I have a feeling I just haven't quite grasp the splunk back end of the reporter yet.
07-27-2016 01:55 PM
OK, so after digging much further into this, the search window will let you build the above query and run it, however, that doesn't work in reports and dashboards. My dashboard was not giving the data I thought it was on closer inspection. The query only seems to work if you click through the suggestions to build a search. It doesn’t even work if you cut in paste it back in later. I can still go back in and run it if I type index=ib_dns in the search window and then choose the txt file as a source, but that is the only way it functions. So I've gone back and built my own summary that runs on a 2 minute schedule and now gives me a report that I can use to build dashboard and reports.
It certainly was not a simple task or I was not finding all the settings in the GUI, but once I found the advanced edit under the “Searches, reports, and alerts” I was able to get all the settings needed so that the data was (nearly) correctly summarized every 2 minutes.
Once I get the below issues worked out, I'll try and write up a how to.
This generated a few questions:
I was of course cloning the built in alerts \ searches and editing them for shorter time windows. Once I started doing this and moving the summary time windows closer to “now” and making the window itself smaller, I didn’t always have the same number of data sets in a given time window. So basically it appeared as though I had 1, 2 or 3 reports in a 2 minute window because of rounding and snapping to the nearest minute.

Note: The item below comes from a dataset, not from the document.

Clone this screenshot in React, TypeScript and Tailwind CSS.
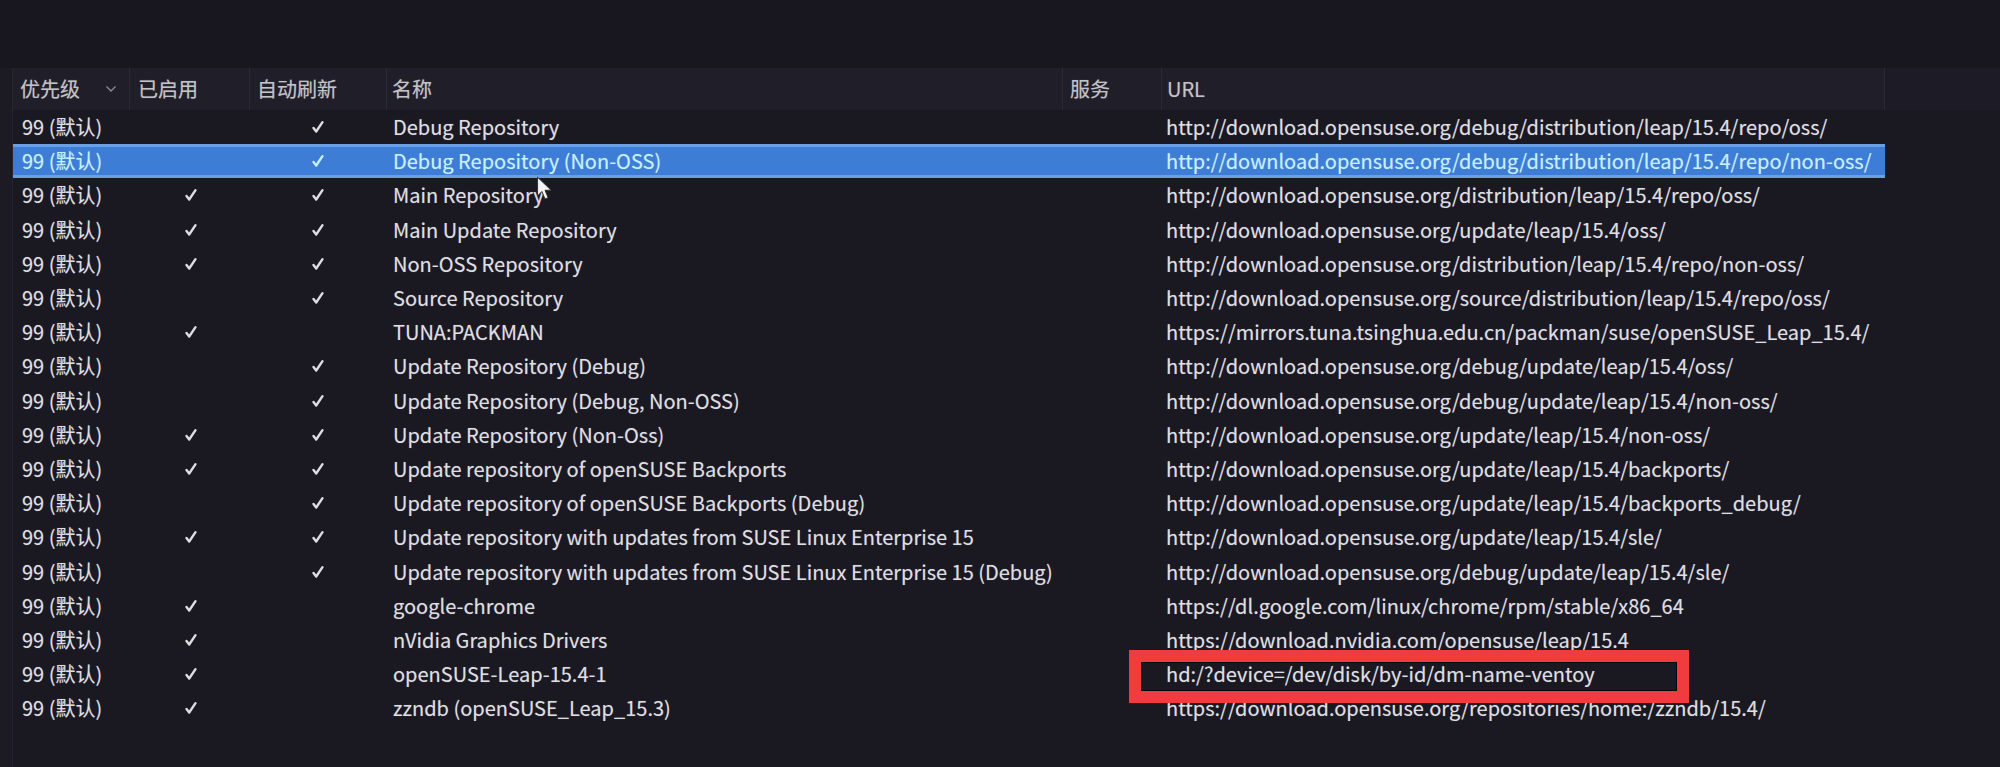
import React from 'react';

type Repo = {
  name: string;
  enabled: boolean;
  autoRefresh: boolean;
  url: string;
};

const repos: Repo[] = [
  { name: 'Debug Repository', enabled: false, autoRefresh: true, url: 'http://download.opensuse.org/debug/distribution/leap/15.4/repo/oss/' },
  { name: 'Debug Repository (Non-OSS)', enabled: false, autoRefresh: true, url: 'http://download.opensuse.org/debug/distribution/leap/15.4/repo/non-oss/' },
  { name: 'Main Repository', enabled: true, autoRefresh: true, url: 'http://download.opensuse.org/distribution/leap/15.4/repo/oss/' },
  { name: 'Main Update Repository', enabled: true, autoRefresh: true, url: 'http://download.opensuse.org/update/leap/15.4/oss/' },
  { name: 'Non-OSS Repository', enabled: true, autoRefresh: true, url: 'http://download.opensuse.org/distribution/leap/15.4/repo/non-oss/' },
  { name: 'Source Repository', enabled: false, autoRefresh: true, url: 'http://download.opensuse.org/source/distribution/leap/15.4/repo/oss/' },
  { name: 'TUNA:PACKMAN', enabled: true, autoRefresh: false, url: 'https://mirrors.tuna.tsinghua.edu.cn/packman/suse/openSUSE_Leap_15.4/' },
  { name: 'Update Repository (Debug)', enabled: false, autoRefresh: true, url: 'http://download.opensuse.org/debug/update/leap/15.4/oss/' },
  { name: 'Update Repository (Debug, Non-OSS)', enabled: false, autoRefresh: true, url: 'http://download.opensuse.org/debug/update/leap/15.4/non-oss/' },
  { name: 'Update Repository (Non-Oss)', enabled: true, autoRefresh: true, url: 'http://download.opensuse.org/update/leap/15.4/non-oss/' },
  { name: 'Update repository of openSUSE Backports', enabled: true, autoRefresh: true, url: 'http://download.opensuse.org/update/leap/15.4/backports/' },
  { name: 'Update repository of openSUSE Backports (Debug)', enabled: false, autoRefresh: true, url: 'http://download.opensuse.org/update/leap/15.4/backports_debug/' },
  { name: 'Update repository with updates from SUSE Linux Enterprise 15', enabled: true, autoRefresh: true, url: 'http://download.opensuse.org/update/leap/15.4/sle/' },
  { name: 'Update repository with updates from SUSE Linux Enterprise 15 (Debug)', enabled: false, autoRefresh: true, url: 'http://download.opensuse.org/debug/update/leap/15.4/sle/' },
  { name: 'google-chrome', enabled: true, autoRefresh: false, url: 'https://dl.google.com/linux/chrome/rpm/stable/x86_64' },
  { name: 'nVidia Graphics Drivers', enabled: true, autoRefresh: false, url: 'https://download.nvidia.com/opensuse/leap/15.4' },
  { name: 'openSUSE-Leap-15.4-1', enabled: true, autoRefresh: false, url: 'hd:/?device=/dev/disk/by-id/dm-name-ventoy' },
  { name: 'zzndb (openSUSE_Leap_15.3)', enabled: true, autoRefresh: false, url: 'https://download.opensuse.org/repositories/home:/zzndb/15.4/' },
];

const SELECTED = 1;

function Check() {
  return (
    <svg width="14" height="14" viewBox="0 0 14 14" className="block">
      <path d="M2.5 8 L5.2 11.5 L11.5 2.2" fill="none" stroke="currentColor" strokeWidth="2.4" strokeLinecap="round" strokeLinejoin="round" />
    </svg>
  );
}

function Cursor() {
  return (
    <svg width="18" height="26" viewBox="0 0 14 21" className="absolute left-[536px] top-[176px]">
      <path d="M1 1 L1 16 L4.5 12.5 L7 18.5 L9.5 17.5 L7 11.5 L12 11.5 Z" fill="#f4f4f4" stroke="#333" strokeWidth="0.8" strokeLinejoin="round" />
    </svg>
  );
}

function HeaderCell({ label, className, chevron }: { label: string; className: string; chevron?: boolean }) {
  return (
    <div className={`flex items-center justify-between border-r border-[#2a2935] h-full ${className}`}>
      <span>{label}</span>
      {chevron && (
        <svg width="12" height="8" viewBox="0 0 12 8" className="mr-[12px]">
          <path d="M1.5 1.5 L6 6 L10.5 1.5" fill="none" stroke="#8a8a96" strokeWidth="1.4" />
        </svg>
      )}
    </div>
  );
}

export default function App() {
  return (
    <div
      className="relative w-[2000px] h-[767px] overflow-hidden bg-[#18171f] text-[20px] text-[#dedee2] [text-shadow:0_0_1px_rgba(255,255,255,0.35)]"
      style={{ fontFamily: '"Noto Sans CJK SC", "Noto Sans", sans-serif' }}
    >
      <div className="h-[68px]" />
      <div className="flex h-[699px]">
        <div className="w-[13px] bg-[#1c1b24] border-r border-[#272630]" />
        <div className="flex-1 flex flex-col bg-[#1a1922]">
          {/* header */}
          <div className="flex h-[42px] bg-[#201f29] text-[#c2c2c8]">
            <HeaderCell label="优先级" chevron className="w-[117px] pl-[7px]" />
            <HeaderCell label="已启用" className="w-[120px] pl-[8px]" />
            <HeaderCell label="自动刷新" className="w-[137px] pl-[7px]" />
            <HeaderCell label="名称" className="w-[676px] pl-[5px]" />
            <HeaderCell label="服务" className="w-[99px] pl-[7px]" />
            <HeaderCell label="URL" className="w-[723px] pl-[5px]" />
            <div className="flex-1 bg-[#1d1c26]" />
          </div>
          {/* rows */}
          {repos.map((r, i) => {
            const sel = i === SELECTED;
            return (
              <div
                key={r.name}
                className={`flex h-[34.2px] items-center w-[1872px] ${
                  sel
                    ? 'bg-[#3d7dd6] text-[#c6f0ff] border-y-[3px] border-[#6a9fe6]'
                    : ''
                }`}
              >
                <div className="w-[117px] pl-[9px] whitespace-nowrap">99 (默认)</div>
                <div className="w-[120px] flex justify-center pl-[2px]">
                  {r.enabled && <Check />}
                </div>
                <div className="w-[137px] flex justify-center pr-[2px]">
                  {r.autoRefresh && <Check />}
                </div>
                <div className="w-[676px] pl-[6px] whitespace-nowrap">{r.name}</div>
                <div className="w-[99px]" />
                <div className="w-[723px] pl-[4px] whitespace-nowrap">{r.url}</div>
              </div>
            );
          })}
        </div>
      </div>

      <Cursor />

      {/* red annotation box */}
      <div className="absolute left-[1129px] top-[650px] w-[560px] h-[53px] border-[12px] border-[#f03c3c]">
        <div className="w-full h-full border-[1.5px] border-[#08080c]" />
      </div>
    </div>
  );
}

The alerts I cloned summed the raw data over the time frame. When searches and dashboards were run against this data, it appears as though the number of data points was consistent at one per minute. I assume this as the conversion from total(summed) queries in 10 minutes to queries per second was hard coded to “divide by 600”.
In my new summary report, I’ve tried averaging the total queries over the time window as part of the summary so that the stats command would take care of the issue where a report cycle moved from one 2 minute window to the next. By averaging the data sets instead of summing the totals. I’m getting more consistent numbers, however, this problem doesn’t completely seem to have gone away. I’m winding up with “extra” queries sometimes, it appears that some data is “rounding” into two different 2 minute blocks. Maybe…
Can you speak to how this issue was addressed in the built in reports? I don’t see anything that is catching this “error”.
Secondly, I’ve added another summary, that I’m assuming will grow the DNS data much more rapidly on the reporting member. I could find no way through the GUI to tell the reporting member to scavenge this data on a different cycle than the rest of the reporting data. I would only like to keep these more granular files for something like a week. Is there any way to manually go in and remove these files?
07-28-2016 09:44 AM
Just another note. If you create the every 2 minute jobs, make sure and set the expire time short. The searches I cloned had a 24 hour expire time so I came in today to this message on the reporter.
"Too many search jobs found in the dispatch directory (found=3403, warning level=3000). This could negatively impact Splunk's performance, consider removing some of the old search jobs."
I found the expire time in the advanced edit and the job count is dropping.
07-28-2016 02:11 PM
After further educating myself on Splunk, indexes and summary indexes, I think I’ve come to a solution for the real time data. A simple query in a dashboard against index=ib_dns sourcetype=ib:dns:query:qps will get to the information I was looking for in near real time. It gives 1 minute resolution and if the time window is setup to allow it, it will update as the new data comes in automatically. I assumed that this was not something that was already built in as a canned report as it would have a large CPU cost. I built a dashboard with 10 DNS servers running a 1 hour window, updating in real time. If this caused a CPU hit it was maybe 1%. Over all I think this will be less of an impact than trying to build report every two minutes, 24 x7.
Is there a reason that this is not a recommended solution?
I’m only looking to do this for real time trouble shooting so I don’t want long time windows or need extended history. This is for things like:
Did the traffic load between this group of severs change when the new anycast route was injected?
Did the configuration change that the application group just made, make their application stop pounding on the DNS server?
07-28-2016 02:25 PM
I didn't see your reply, search that I was running every 2 minutes was this:
index=ib_dns sourcetype=ib:dns:query:qps | bucket span=2m _time | sistats avg(COUNT) as COUNT by _time, TYPE, VIEW, host
I was running it different variations of every 2 minutes: now to -2m or -1m@m to -3m@m
It didn't seem to matter if had the sistats as an avg or a sum, every once in a while the queries per second would be much larger than actual when I used this data. I had my reports running against 4 members that i know the normal query rate on well and once or twice an hour their 2 minute average would be about double what I expected. I'm guessing this has to do with some of the markers on where the summary was stopping and starting but I wasn't sure. I finally decided that maybe there was some setting left over from the every 10 minute report that I cloned from that I just couldn't find.
The more I read troubleshooting the issue, the less what I was doing seemed like the best solution for what I wanted. Thats where I decided to go back and start over with the "raw" data and see what other solutions I could come up with.